(SET EXERCISE):
Output every line of the material exactly, omitting images.

(COLLECTED DATA):
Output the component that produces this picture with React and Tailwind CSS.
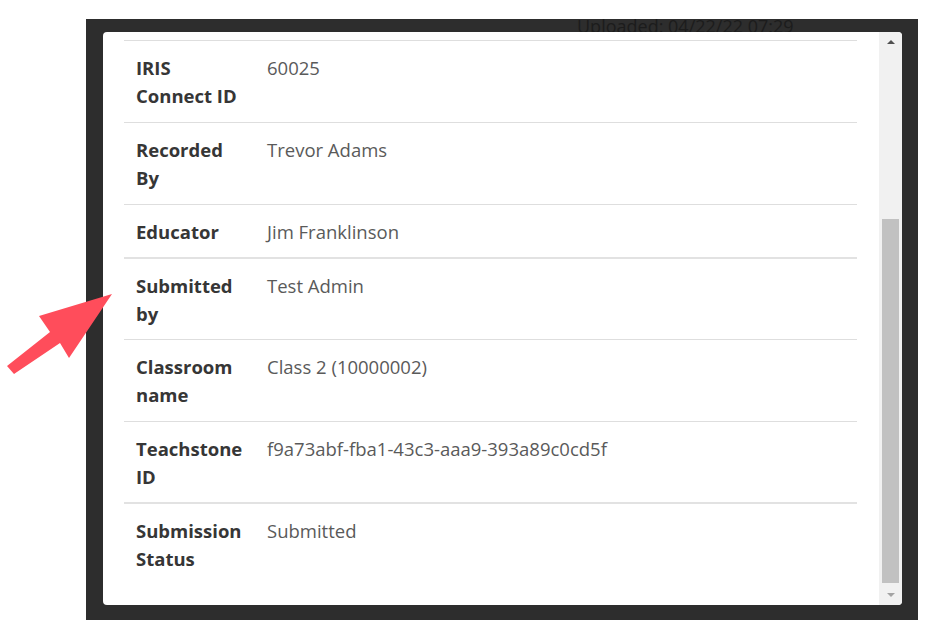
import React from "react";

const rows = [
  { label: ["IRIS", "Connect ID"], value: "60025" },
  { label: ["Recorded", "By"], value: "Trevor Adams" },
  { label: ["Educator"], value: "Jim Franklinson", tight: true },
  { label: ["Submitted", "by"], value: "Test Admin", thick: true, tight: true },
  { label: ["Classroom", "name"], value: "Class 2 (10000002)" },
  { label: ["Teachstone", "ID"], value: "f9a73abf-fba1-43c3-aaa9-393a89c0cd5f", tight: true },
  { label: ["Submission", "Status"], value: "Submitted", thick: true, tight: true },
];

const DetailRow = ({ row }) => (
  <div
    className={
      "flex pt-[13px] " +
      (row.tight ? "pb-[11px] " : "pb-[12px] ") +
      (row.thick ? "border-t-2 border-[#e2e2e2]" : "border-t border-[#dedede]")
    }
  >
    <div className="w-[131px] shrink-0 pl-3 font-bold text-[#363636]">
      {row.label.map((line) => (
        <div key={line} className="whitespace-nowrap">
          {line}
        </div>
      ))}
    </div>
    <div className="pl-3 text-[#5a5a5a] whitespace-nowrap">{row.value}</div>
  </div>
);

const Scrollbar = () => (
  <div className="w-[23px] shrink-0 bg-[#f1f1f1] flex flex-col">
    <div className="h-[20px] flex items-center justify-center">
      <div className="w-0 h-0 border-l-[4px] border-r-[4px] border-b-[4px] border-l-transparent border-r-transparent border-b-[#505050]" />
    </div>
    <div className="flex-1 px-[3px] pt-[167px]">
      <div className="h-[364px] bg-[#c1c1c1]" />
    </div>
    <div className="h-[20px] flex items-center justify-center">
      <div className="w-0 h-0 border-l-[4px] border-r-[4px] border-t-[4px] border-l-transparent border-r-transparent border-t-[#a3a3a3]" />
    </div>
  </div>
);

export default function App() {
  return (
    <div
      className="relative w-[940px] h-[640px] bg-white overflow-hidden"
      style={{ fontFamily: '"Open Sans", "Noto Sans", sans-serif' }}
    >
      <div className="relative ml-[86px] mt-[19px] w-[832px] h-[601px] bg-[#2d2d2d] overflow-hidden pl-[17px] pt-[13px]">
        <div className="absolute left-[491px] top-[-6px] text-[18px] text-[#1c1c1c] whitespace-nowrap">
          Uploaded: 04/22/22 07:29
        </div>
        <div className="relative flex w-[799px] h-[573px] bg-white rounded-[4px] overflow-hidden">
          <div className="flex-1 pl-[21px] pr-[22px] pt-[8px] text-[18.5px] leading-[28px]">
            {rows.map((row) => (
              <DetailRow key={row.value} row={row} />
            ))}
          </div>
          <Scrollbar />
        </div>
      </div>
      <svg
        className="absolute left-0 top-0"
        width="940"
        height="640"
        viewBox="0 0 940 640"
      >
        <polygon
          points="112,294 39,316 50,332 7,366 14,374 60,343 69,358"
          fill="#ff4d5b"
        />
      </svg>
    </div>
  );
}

(THE RESPONSE):
Output the component that produces this picture with React and Tailwind CSS.
import React from "react";

const rows = [
  { label: ["IRIS", "Connect ID"], value: "60025" },
  { label: ["Recorded", "By"], value: "Trevor Adams" },
  { label: ["Educator"], value: "Jim Franklinson", tight: true },
  { label: ["Submitted", "by"], value: "Test Admin", thick: true, tight: true },
  { label: ["Classroom", "name"], value: "Class 2 (10000002)" },
  { label: ["Teachstone", "ID"], value: "f9a73abf-fba1-43c3-aaa9-393a89c0cd5f", tight: true },
  { label: ["Submission", "Status"], value: "Submitted", thick: true, tight: true },
];

const DetailRow = ({ row }) => (
  <div
    className={
      "flex pt-[13px] " +
      (row.tight ? "pb-[11px] " : "pb-[12px] ") +
      (row.thick ? "border-t-2 border-[#e2e2e2]" : "border-t border-[#dedede]")
    }
  >
    <div className="w-[131px] shrink-0 pl-3 font-bold text-[#363636]">
      {row.label.map((line) => (
        <div key={line} className="whitespace-nowrap">
          {line}
        </div>
      ))}
    </div>
    <div className="pl-3 text-[#5a5a5a] whitespace-nowrap">{row.value}</div>
  </div>
);

const Scrollbar = () => (
  <div className="w-[23px] shrink-0 bg-[#f1f1f1] flex flex-col">
    <div className="h-[20px] flex items-center justify-center">
      <div className="w-0 h-0 border-l-[4px] border-r-[4px] border-b-[4px] border-l-transparent border-r-transparent border-b-[#505050]" />
    </div>
    <div className="flex-1 px-[3px] pt-[167px]">
      <div className="h-[364px] bg-[#c1c1c1]" />
    </div>
    <div className="h-[20px] flex items-center justify-center">
      <div className="w-0 h-0 border-l-[4px] border-r-[4px] border-t-[4px] border-l-transparent border-r-transparent border-t-[#a3a3a3]" />
    </div>
  </div>
);

export default function App() {
  return (
    <div
      className="relative w-[940px] h-[640px] bg-white overflow-hidden"
      style={{ fontFamily: '"Open Sans", "Noto Sans", sans-serif' }}
    >
      <div className="relative ml-[86px] mt-[19px] w-[832px] h-[601px] bg-[#2d2d2d] overflow-hidden pl-[17px] pt-[13px]">
        <div className="absolute left-[491px] top-[-6px] text-[18px] text-[#1c1c1c] whitespace-nowrap">
          Uploaded: 04/22/22 07:29
        </div>
        <div className="relative flex w-[799px] h-[573px] bg-white rounded-[4px] overflow-hidden">
          <div className="flex-1 pl-[21px] pr-[22px] pt-[8px] text-[18.5px] leading-[28px]">
            {rows.map((row) => (
              <DetailRow key={row.value} row={row} />
            ))}
          </div>
          <Scrollbar />
        </div>
      </div>
      <svg
        className="absolute left-0 top-0"
        width="940"
        height="640"
        viewBox="0 0 940 640"
      >
        <polygon
          points="112,294 39,316 50,332 7,366 14,374 60,343 69,358"
          fill="#ff4d5b"
        />
      </svg>
    </div>
  );
}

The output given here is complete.